The drive has errors, but so far scrub works fine so the pools topology is still ok.
So since I don’t have a mirrored setup removing the VDEV will fault the pool, so ZFS will not do it and I will have to find another way?

As @etorix said, you can do a Remove but not an Offline.

You have a mirror layout: Think of a single-drive vdev as “1-way mirror”.

You can remove any vdev in your stripe, provided that there’s enough space on the remaining drives to move the data from the drive being removed. Of course, not having redundancy means that any incident will result in data loss.

With only 2 SATA ports, an unreliable USB connection and a disk that is already spitting errors, I think your best option is to follow @Protopia 's advice: Find any computer with enough SATA ports to plug all the drives and do the transfer there.

Just to show that it works…

Thank you all for directing me and showing me what True~NAS SCALE can do.
I understand @Protopia 's advice is the way to go, but I don’t have a computer at hand with 5 SATA ports.
So… is it also possible to do this step by step:

  1. Power off TrueNAS SCALE server
  2. Unplug both VDEV’s/HDD’s
  3. Copy/clone both drives (to the new HDDs) using the USB Hard drive Docking system
  4. Plugin the newly copied disks
  5. Power on TrueNAS SCALE server

I am unclear what sort of drive your current boot disk is. Is it a small SATA drive or an on-board eMMC drive? In other words do you have 2 or 3 SATA ports on your MB?

As for your proposed method presumably using some sort of non-TrueNAS disk cloning software, as I understand it ZFS is quite particular about e.g. disk serial numbers. I am not expert enough to know whether after sector-by-sector cloning you can then import the copies, but even if you did this you would still end up with a striped pool rather than a redundant one.
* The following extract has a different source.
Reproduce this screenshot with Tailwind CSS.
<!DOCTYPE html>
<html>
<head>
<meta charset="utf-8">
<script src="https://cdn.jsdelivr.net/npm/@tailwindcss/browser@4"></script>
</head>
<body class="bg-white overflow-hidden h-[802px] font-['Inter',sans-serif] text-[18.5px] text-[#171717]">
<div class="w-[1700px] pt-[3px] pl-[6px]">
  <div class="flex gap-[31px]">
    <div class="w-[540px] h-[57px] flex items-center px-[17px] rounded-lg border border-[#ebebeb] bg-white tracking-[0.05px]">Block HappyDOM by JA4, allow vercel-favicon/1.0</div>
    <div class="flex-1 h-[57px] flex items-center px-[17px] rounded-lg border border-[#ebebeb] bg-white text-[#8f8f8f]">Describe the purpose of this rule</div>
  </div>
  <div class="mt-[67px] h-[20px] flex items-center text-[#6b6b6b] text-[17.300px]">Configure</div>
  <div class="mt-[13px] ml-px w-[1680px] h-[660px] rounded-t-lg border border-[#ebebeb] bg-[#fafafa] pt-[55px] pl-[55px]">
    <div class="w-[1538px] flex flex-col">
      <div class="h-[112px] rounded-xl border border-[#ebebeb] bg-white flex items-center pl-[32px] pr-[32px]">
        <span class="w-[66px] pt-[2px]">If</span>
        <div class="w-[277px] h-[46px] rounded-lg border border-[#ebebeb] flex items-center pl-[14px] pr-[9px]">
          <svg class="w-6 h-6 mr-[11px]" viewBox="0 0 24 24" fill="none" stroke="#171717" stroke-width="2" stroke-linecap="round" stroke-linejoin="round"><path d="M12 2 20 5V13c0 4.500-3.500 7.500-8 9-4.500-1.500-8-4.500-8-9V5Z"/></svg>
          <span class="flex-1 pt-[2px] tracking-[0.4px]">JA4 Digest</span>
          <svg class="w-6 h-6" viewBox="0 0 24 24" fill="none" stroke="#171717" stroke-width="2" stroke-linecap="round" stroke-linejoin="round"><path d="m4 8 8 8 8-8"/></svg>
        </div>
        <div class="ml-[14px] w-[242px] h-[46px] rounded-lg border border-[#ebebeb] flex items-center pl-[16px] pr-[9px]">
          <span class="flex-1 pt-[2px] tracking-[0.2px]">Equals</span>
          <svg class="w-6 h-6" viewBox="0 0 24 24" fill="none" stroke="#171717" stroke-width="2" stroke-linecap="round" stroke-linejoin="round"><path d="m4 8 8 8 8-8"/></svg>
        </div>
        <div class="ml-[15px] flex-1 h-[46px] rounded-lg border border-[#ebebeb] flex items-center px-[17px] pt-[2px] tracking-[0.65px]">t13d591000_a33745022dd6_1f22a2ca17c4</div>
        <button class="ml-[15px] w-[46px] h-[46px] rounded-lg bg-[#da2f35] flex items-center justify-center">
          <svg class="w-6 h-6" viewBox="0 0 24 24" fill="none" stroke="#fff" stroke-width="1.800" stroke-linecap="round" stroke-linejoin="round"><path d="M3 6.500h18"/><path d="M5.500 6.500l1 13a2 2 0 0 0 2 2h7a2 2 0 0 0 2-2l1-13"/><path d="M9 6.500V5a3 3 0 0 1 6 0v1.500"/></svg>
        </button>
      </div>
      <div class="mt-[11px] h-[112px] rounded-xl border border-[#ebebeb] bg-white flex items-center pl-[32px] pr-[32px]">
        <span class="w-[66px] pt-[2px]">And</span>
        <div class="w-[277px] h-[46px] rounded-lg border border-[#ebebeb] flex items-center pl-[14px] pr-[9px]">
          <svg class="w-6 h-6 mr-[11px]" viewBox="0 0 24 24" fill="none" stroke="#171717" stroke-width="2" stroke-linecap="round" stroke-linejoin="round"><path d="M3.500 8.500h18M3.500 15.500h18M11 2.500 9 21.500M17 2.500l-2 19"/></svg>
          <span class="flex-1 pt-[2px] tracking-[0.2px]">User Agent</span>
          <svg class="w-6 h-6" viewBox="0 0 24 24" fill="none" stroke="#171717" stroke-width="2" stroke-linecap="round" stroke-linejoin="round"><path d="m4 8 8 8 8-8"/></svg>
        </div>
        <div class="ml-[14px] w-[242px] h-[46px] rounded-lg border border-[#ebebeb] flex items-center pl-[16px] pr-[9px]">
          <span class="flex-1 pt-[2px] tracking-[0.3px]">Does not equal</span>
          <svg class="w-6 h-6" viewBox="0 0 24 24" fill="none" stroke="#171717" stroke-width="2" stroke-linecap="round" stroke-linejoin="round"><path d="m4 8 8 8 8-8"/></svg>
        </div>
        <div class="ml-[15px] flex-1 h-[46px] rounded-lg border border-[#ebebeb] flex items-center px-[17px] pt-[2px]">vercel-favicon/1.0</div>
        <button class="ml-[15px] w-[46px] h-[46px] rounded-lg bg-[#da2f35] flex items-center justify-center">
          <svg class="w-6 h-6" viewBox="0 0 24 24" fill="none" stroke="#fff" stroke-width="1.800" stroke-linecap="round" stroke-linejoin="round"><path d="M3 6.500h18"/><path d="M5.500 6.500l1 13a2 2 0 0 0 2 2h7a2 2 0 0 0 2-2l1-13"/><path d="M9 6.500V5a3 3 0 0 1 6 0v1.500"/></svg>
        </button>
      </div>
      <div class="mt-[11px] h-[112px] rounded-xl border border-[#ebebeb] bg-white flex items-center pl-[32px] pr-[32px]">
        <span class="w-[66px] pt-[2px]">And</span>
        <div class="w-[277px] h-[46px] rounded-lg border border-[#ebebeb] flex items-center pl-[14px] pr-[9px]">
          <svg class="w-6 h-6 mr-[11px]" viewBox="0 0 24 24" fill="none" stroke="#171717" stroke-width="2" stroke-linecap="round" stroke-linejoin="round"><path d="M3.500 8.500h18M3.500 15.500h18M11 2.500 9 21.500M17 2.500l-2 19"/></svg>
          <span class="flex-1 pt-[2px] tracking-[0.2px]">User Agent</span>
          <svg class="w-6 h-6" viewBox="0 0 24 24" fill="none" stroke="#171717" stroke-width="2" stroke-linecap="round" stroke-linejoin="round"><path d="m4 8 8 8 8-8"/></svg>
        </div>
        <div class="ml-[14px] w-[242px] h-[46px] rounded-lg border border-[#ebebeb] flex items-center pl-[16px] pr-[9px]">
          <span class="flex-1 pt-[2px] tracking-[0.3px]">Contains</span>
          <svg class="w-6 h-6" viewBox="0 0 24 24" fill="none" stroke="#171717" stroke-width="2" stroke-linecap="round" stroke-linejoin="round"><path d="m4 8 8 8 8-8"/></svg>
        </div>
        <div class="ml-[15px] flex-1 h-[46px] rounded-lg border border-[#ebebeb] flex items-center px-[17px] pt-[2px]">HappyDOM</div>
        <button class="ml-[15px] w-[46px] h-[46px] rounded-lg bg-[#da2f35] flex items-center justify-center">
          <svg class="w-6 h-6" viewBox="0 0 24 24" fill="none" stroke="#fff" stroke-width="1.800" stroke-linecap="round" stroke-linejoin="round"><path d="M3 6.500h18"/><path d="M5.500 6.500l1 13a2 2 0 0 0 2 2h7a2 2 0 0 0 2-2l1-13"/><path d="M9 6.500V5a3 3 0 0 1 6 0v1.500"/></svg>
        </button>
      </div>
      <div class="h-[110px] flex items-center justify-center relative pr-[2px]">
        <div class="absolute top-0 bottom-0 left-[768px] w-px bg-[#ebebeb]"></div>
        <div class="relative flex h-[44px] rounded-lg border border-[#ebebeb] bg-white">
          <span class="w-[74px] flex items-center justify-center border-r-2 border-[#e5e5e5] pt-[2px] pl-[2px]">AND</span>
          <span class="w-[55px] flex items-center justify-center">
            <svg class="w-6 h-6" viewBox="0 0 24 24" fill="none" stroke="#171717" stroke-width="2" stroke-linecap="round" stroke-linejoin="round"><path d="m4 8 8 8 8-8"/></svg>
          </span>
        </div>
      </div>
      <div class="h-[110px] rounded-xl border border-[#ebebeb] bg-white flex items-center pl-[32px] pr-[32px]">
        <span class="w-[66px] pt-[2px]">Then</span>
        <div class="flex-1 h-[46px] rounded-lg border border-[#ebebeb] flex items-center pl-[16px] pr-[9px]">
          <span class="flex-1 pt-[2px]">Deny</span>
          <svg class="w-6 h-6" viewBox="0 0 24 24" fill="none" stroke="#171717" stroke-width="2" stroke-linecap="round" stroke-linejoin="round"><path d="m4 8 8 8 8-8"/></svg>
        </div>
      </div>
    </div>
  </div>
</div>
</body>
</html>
IMO you really need to create a new pool and replicate your data to it.

@Protopia I have a small TrueNas system with a ZFS boot SSD and 2 drives: 4 TB and 6 TB.
So the boot SSD is indeed an on-board eMMC drive.

If tricking ZFS into accepting the new drives does not work I will start off with a clean mirrored pool and rsync the data from my Synology backup.

So you only have 2 SATA ports on your MB (because the eMMC is presumably soldered onto the board).

Because this means that you cannot free up a SATA port by moving the boot drive to USB then, assuming that you don’t want to squeeze all the data onto the failing 6TB drive because of the risk of it failing, if you cannot squeeze all the data onto the 4TB vDev and remove the 6TB vDev then it definitely makes the data migration challenging to solve - indeed finding another system with 4-5 SATA ports (or an eMMC and 3-4 Sata ports) might be the only real solution.

I can squeeze the data to 3.5 TB, but how do I move that to the 4TB VDEV.

If I can do this, then I can replace the faulty 6 TB with the new HDD, move the data to the new HDD, replace the 4TB HDD by the new 6 TB HDD and add this last HDD to the pool than I can have a mirrored pool?

That’s 4 SATA ports and whatever it takes to boot: cheap SATA drive on a 5th port, cheap NVMe in M.2 or USB thumb drive—this is only temporary, so we do not care about the lack of long-term reliability. eMMC is soldered on, so that would be a fresh TrueNAS install anyway and loading a configuration file.

As @etorix previously said Remove will move the data for you - you just need to wait while it happens.

Or eMMC for boot.

But you can do it with 3 SATA ports - one for a new drive, two for the old drives. Migrate the data, move back to the original system and add a mirror only then. Since you still have the original data on the original drives, you can live without redundancy until the mirror has resilvered.